━━━ Given material ━━━

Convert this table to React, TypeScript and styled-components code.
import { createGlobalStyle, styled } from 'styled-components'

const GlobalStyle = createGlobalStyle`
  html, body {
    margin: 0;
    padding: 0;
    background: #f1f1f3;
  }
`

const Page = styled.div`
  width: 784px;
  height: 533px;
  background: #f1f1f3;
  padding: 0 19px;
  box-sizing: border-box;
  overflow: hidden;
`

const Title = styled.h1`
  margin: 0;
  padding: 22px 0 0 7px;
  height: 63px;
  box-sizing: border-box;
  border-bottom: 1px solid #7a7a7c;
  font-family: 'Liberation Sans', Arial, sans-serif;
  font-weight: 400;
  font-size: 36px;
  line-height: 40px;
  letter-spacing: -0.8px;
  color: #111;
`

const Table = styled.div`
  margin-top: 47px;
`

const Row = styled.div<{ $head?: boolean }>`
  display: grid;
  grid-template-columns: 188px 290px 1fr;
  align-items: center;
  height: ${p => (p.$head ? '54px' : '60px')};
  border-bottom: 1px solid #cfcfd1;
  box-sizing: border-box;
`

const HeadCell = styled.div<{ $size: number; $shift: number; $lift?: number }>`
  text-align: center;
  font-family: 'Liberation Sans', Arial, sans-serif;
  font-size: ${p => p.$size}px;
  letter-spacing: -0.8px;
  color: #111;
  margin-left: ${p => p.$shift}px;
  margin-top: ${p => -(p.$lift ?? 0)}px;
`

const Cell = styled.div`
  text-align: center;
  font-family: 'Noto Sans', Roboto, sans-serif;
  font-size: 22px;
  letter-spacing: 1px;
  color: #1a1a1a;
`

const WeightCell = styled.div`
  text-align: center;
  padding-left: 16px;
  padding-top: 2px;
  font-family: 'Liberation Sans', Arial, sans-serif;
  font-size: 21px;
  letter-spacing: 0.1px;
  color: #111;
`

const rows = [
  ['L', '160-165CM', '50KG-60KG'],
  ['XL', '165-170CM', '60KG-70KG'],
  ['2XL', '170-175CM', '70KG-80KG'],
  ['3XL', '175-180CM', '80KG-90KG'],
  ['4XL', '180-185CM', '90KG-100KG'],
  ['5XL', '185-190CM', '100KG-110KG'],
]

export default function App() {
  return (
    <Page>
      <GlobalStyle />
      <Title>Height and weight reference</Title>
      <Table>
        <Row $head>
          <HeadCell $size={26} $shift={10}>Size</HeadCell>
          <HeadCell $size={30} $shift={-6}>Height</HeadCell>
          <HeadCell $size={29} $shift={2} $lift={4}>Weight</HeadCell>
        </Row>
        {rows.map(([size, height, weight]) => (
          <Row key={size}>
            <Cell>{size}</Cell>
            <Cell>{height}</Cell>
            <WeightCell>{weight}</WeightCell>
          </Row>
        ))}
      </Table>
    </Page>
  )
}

━━━

**Problem requirements:** Print the material above once more, exactly.

**Written answer:**
Convert this table to React, TypeScript and styled-components code.
import { createGlobalStyle, styled } from 'styled-components'

const GlobalStyle = createGlobalStyle`
  html, body {
    margin: 0;
    padding: 0;
    background: #f1f1f3;
  }
`

const Page = styled.div`
  width: 784px;
  height: 533px;
  background: #f1f1f3;
  padding: 0 19px;
  box-sizing: border-box;
  overflow: hidden;
`

const Title = styled.h1`
  margin: 0;
  padding: 22px 0 0 7px;
  height: 63px;
  box-sizing: border-box;
  border-bottom: 1px solid #7a7a7c;
  font-family: 'Liberation Sans', Arial, sans-serif;
  font-weight: 400;
  font-size: 36px;
  line-height: 40px;
  letter-spacing: -0.8px;
  color: #111;
`

const Table = styled.div`
  margin-top: 47px;
`

const Row = styled.div<{ $head?: boolean }>`
  display: grid;
  grid-template-columns: 188px 290px 1fr;
  align-items: center;
  height: ${p => (p.$head ? '54px' : '60px')};
  border-bottom: 1px solid #cfcfd1;
  box-sizing: border-box;
`

const HeadCell = styled.div<{ $size: number; $shift: number; $lift?: number }>`
  text-align: center;
  font-family: 'Liberation Sans', Arial, sans-serif;
  font-size: ${p => p.$size}px;
  letter-spacing: -0.8px;
  color: #111;
  margin-left: ${p => p.$shift}px;
  margin-top: ${p => -(p.$lift ?? 0)}px;
`

const Cell = styled.div`
  text-align: center;
  font-family: 'Noto Sans', Roboto, sans-serif;
  font-size: 22px;
  letter-spacing: 1px;
  color: #1a1a1a;
`

const WeightCell = styled.div`
  text-align: center;
  padding-left: 16px;
  padding-top: 2px;
  font-family: 'Liberation Sans', Arial, sans-serif;
  font-size: 21px;
  letter-spacing: 0.1px;
  color: #111;
`

const rows = [
  ['L', '160-165CM', '50KG-60KG'],
  ['XL', '165-170CM', '60KG-70KG'],
  ['2XL', '170-175CM', '70KG-80KG'],
  ['3XL', '175-180CM', '80KG-90KG'],
  ['4XL', '180-185CM', '90KG-100KG'],
  ['5XL', '185-190CM', '100KG-110KG'],
]

export default function App() {
  return (
    <Page>
      <GlobalStyle />
      <Title>Height and weight reference</Title>
      <Table>
        <Row $head>
          <HeadCell $size={26} $shift={10}>Size</HeadCell>
          <HeadCell $size={30} $shift={-6}>Height</HeadCell>
          <HeadCell $size={29} $shift={2} $lift={4}>Weight</HeadCell>
        </Row>
        {rows.map(([size, height, weight]) => (
          <Row key={size}>
            <Cell>{size}</Cell>
            <Cell>{height}</Cell>
            <WeightCell>{weight}</WeightCell>
          </Row>
        ))}
      </Table>
    </Page>
  )
}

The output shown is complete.